Transcript
Carrie Fred (0:02)
You're listening to the Cyberwire Network, powered by N2K.
David Moulton (0:12)
Welcome to Threat Vector, the Palo Alto Networks podcast, where we discuss pressing cybersecurity threats and resilience and uncover insights into the latest industry trends. I'm your host, David Moulton, Senior Director of Thought leadership for unit 42.
Carrie Fred (0:25)
We are at this inflection point where we have a choice in front of us. We can choose to try and fix some of the legacy identity infrastructure that AI will crumble on if we don't fix it. And we can also try and ensure that as agentic AI develops, that we're putting forth the best practices in identity that we know about and that in many ways we have made the choice not to implement in our organizations for the past 20 years and it'll provide a much more secure future for the Internet and AI and humanity. But we can absolutely choose not to do that and reap the consequences as well.
David Moulton (1:17)
Today I'm speaking with Carrie Fred, Chief Security Officer at Telus. Cary has helped shape practitioner guidance on identity in the age of AI and leads one of North America's largest telecommunications companies. Today we're going to talk about identity for AI agents, why solving identity first is essential to Safely deploying AgentIC AI, how cloud scale complexity amplifies risk, and what leaders can do now to build trustworthy audible AI operations. Kerry, welcome to threatvector. I'm really excited to have you here this morning.
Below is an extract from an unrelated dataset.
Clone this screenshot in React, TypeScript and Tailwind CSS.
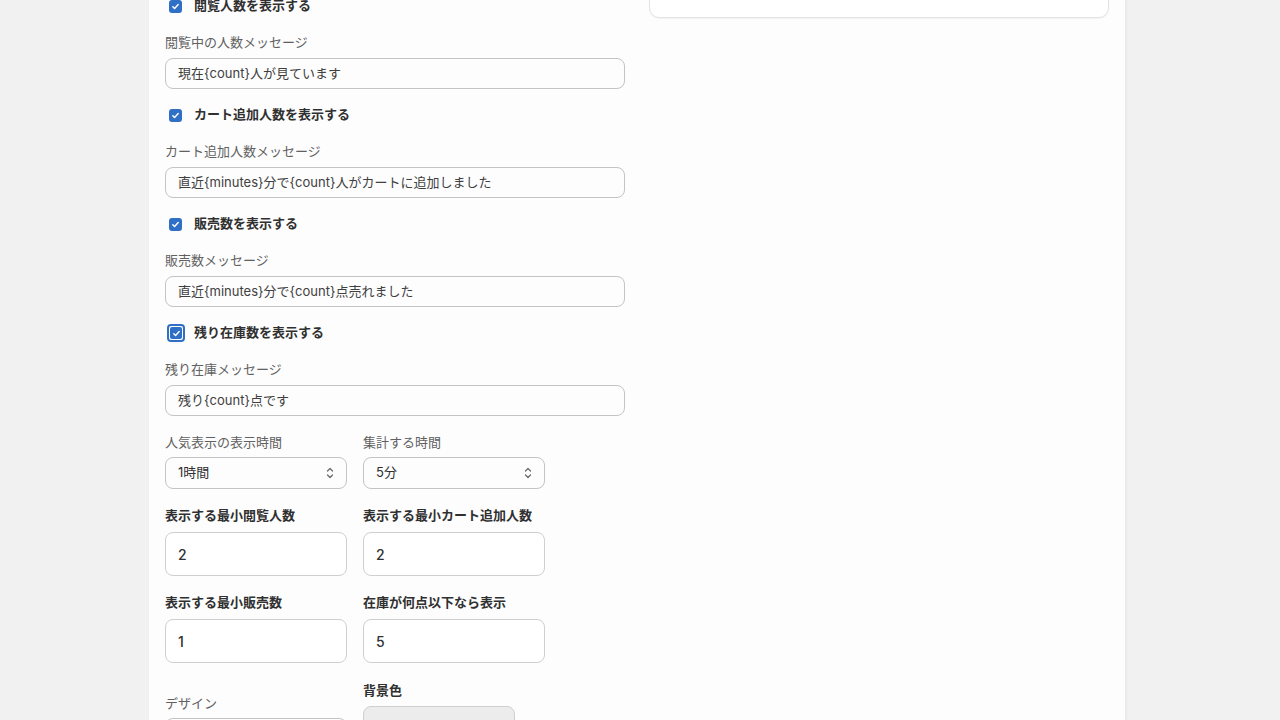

Thank you.
Carrie Fred (1:59)
It's a pleasure to be here.
David Moulton (2:01)
I want to get into your background a little bit. I'm curious, what drew you to cybersecurity and how did that lead to your current role as the Chief Security Officer at Telus?
Carrie Fred (2:15)
Yes, that's a very interesting question, and it's a bit of an interesting answer. I was fortunate enough to be a co op student when I was in university in computer science and I got hired into a work term at the Communications Security Establishment, which is the National Cryptologic Agency here in Canada, counterpart agency to the NSA in the five eyes. And in my first job I was working on basically installing web servers and setting up web server technology. And one of my customers came to me and said, all of this information in the web server is available to everybody. This was on an internal network, not on the Internet. And he said, we have different kinds of information here, some of which everyone can see, some of which a subset can see, and some of which only a few people can see. We need that kind of functionality. And so today we have all sorts of different names for that in the security Community, least privilege and all that kind of thing. But I said, yeah, the Mosaic web server doesn't do this. And he said, well, we will need that level of security functionality if we're to use this technology in this domain. And so thus began my journey on developing security models and security overlays onto commercially produced technologies for us to use in that community. And it led me into all sorts of different work both in the security industry in North America and you know, the security, the security community, national security and intelligence community within government and after two decades of, you know, working in that commercial security standards and cyber defense and you know, third, third party supply chain risk, many different aspects of it. After working with the telecommunications industry here in Canada, I had the opportun to become the chief security officer of Telus. And that is where I've spent the past 10 years of my career. And at Telus I manage our internal security programs as well as support the day two operations of our managed security services provider.